▶ **Exercise objective**
Gather up the lines with the word "Output" in them.

▶ **Input rows**
────────────────────────────────────────

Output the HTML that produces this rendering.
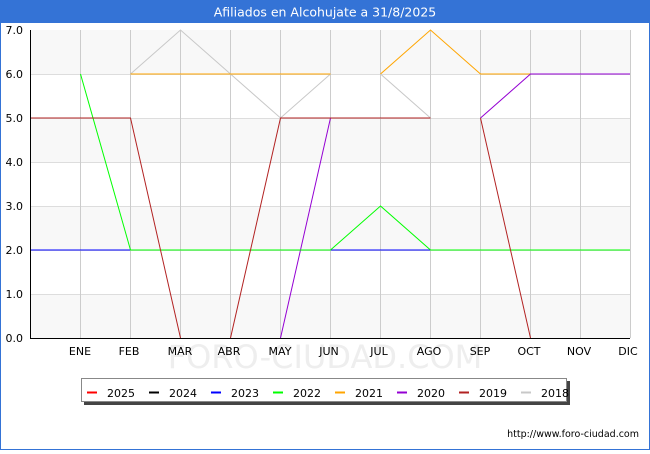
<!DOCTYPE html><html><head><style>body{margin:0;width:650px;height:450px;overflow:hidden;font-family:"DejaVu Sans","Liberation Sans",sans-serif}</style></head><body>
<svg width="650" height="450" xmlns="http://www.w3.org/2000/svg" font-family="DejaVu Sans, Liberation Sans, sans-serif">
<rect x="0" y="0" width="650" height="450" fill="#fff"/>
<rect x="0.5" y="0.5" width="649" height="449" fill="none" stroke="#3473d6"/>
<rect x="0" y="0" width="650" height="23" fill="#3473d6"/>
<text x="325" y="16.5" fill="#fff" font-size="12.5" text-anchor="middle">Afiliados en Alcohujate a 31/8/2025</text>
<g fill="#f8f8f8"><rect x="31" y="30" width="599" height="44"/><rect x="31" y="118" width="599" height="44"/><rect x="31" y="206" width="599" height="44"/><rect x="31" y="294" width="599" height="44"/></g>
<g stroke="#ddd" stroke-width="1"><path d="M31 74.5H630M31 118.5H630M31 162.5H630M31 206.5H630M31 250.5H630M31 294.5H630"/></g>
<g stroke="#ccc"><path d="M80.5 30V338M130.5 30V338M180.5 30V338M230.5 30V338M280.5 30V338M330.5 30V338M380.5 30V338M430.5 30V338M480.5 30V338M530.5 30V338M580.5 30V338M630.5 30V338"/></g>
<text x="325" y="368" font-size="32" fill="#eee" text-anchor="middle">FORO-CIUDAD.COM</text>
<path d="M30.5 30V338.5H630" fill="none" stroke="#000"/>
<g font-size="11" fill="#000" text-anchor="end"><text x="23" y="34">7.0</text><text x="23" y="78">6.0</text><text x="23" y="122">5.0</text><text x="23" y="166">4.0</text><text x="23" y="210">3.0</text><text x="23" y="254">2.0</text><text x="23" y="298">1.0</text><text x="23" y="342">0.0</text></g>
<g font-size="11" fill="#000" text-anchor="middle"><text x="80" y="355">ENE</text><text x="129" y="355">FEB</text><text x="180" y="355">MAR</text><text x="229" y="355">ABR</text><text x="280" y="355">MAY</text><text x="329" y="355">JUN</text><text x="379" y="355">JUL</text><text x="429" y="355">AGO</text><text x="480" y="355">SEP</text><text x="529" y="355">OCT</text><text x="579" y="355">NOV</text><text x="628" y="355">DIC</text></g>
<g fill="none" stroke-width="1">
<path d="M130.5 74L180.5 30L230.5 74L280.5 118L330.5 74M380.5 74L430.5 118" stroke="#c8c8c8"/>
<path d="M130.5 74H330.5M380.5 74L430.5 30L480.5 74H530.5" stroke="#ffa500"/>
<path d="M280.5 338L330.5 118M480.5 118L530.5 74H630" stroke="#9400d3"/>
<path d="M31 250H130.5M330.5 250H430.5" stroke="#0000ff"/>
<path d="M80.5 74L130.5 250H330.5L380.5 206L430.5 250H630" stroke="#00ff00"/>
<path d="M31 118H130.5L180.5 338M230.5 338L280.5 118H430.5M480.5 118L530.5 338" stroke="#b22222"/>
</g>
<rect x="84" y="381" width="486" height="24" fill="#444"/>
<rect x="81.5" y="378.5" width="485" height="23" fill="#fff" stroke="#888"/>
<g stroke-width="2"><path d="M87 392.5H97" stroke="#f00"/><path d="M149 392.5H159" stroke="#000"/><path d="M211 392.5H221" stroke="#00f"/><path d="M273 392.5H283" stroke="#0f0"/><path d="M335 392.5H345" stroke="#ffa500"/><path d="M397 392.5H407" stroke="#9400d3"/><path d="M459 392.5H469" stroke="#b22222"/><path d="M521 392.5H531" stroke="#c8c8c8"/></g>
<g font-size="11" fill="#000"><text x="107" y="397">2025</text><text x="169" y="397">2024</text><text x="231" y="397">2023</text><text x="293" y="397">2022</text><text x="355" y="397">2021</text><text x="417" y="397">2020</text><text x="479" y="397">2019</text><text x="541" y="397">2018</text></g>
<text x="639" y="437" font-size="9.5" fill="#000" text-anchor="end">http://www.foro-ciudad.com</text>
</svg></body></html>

────────────────────────────────────────

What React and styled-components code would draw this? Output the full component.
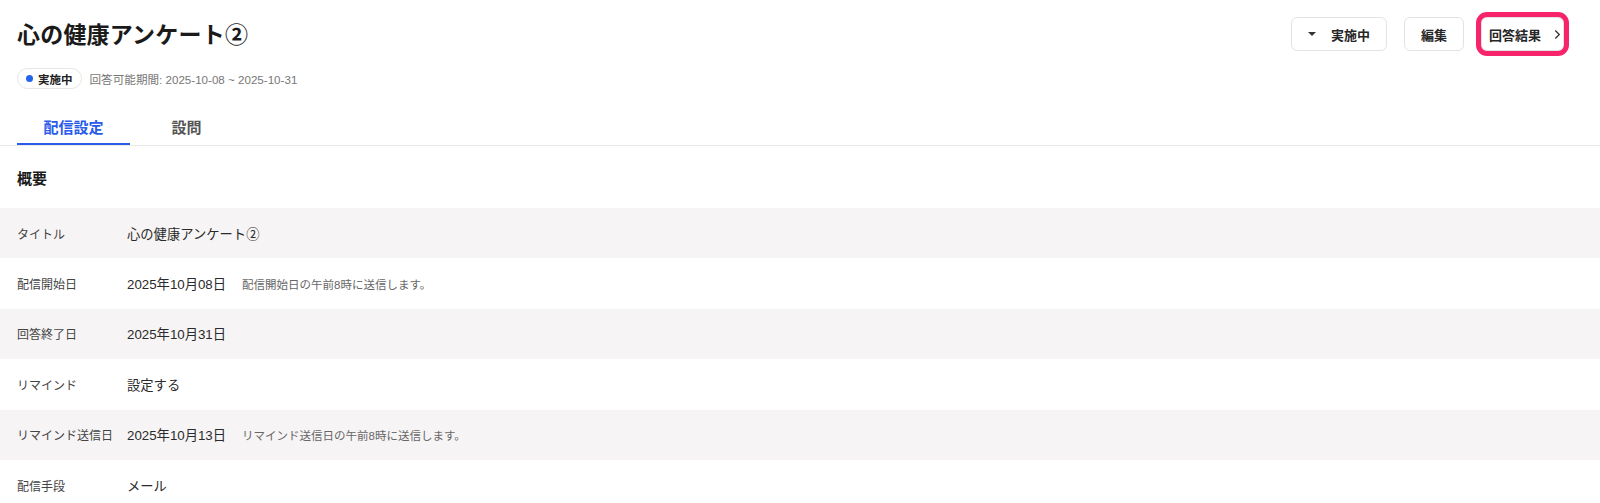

────────────────────────────────────────

▶ **Written response**
Output the HTML that produces this rendering.
What React and styled-components code would draw this? Output the full component.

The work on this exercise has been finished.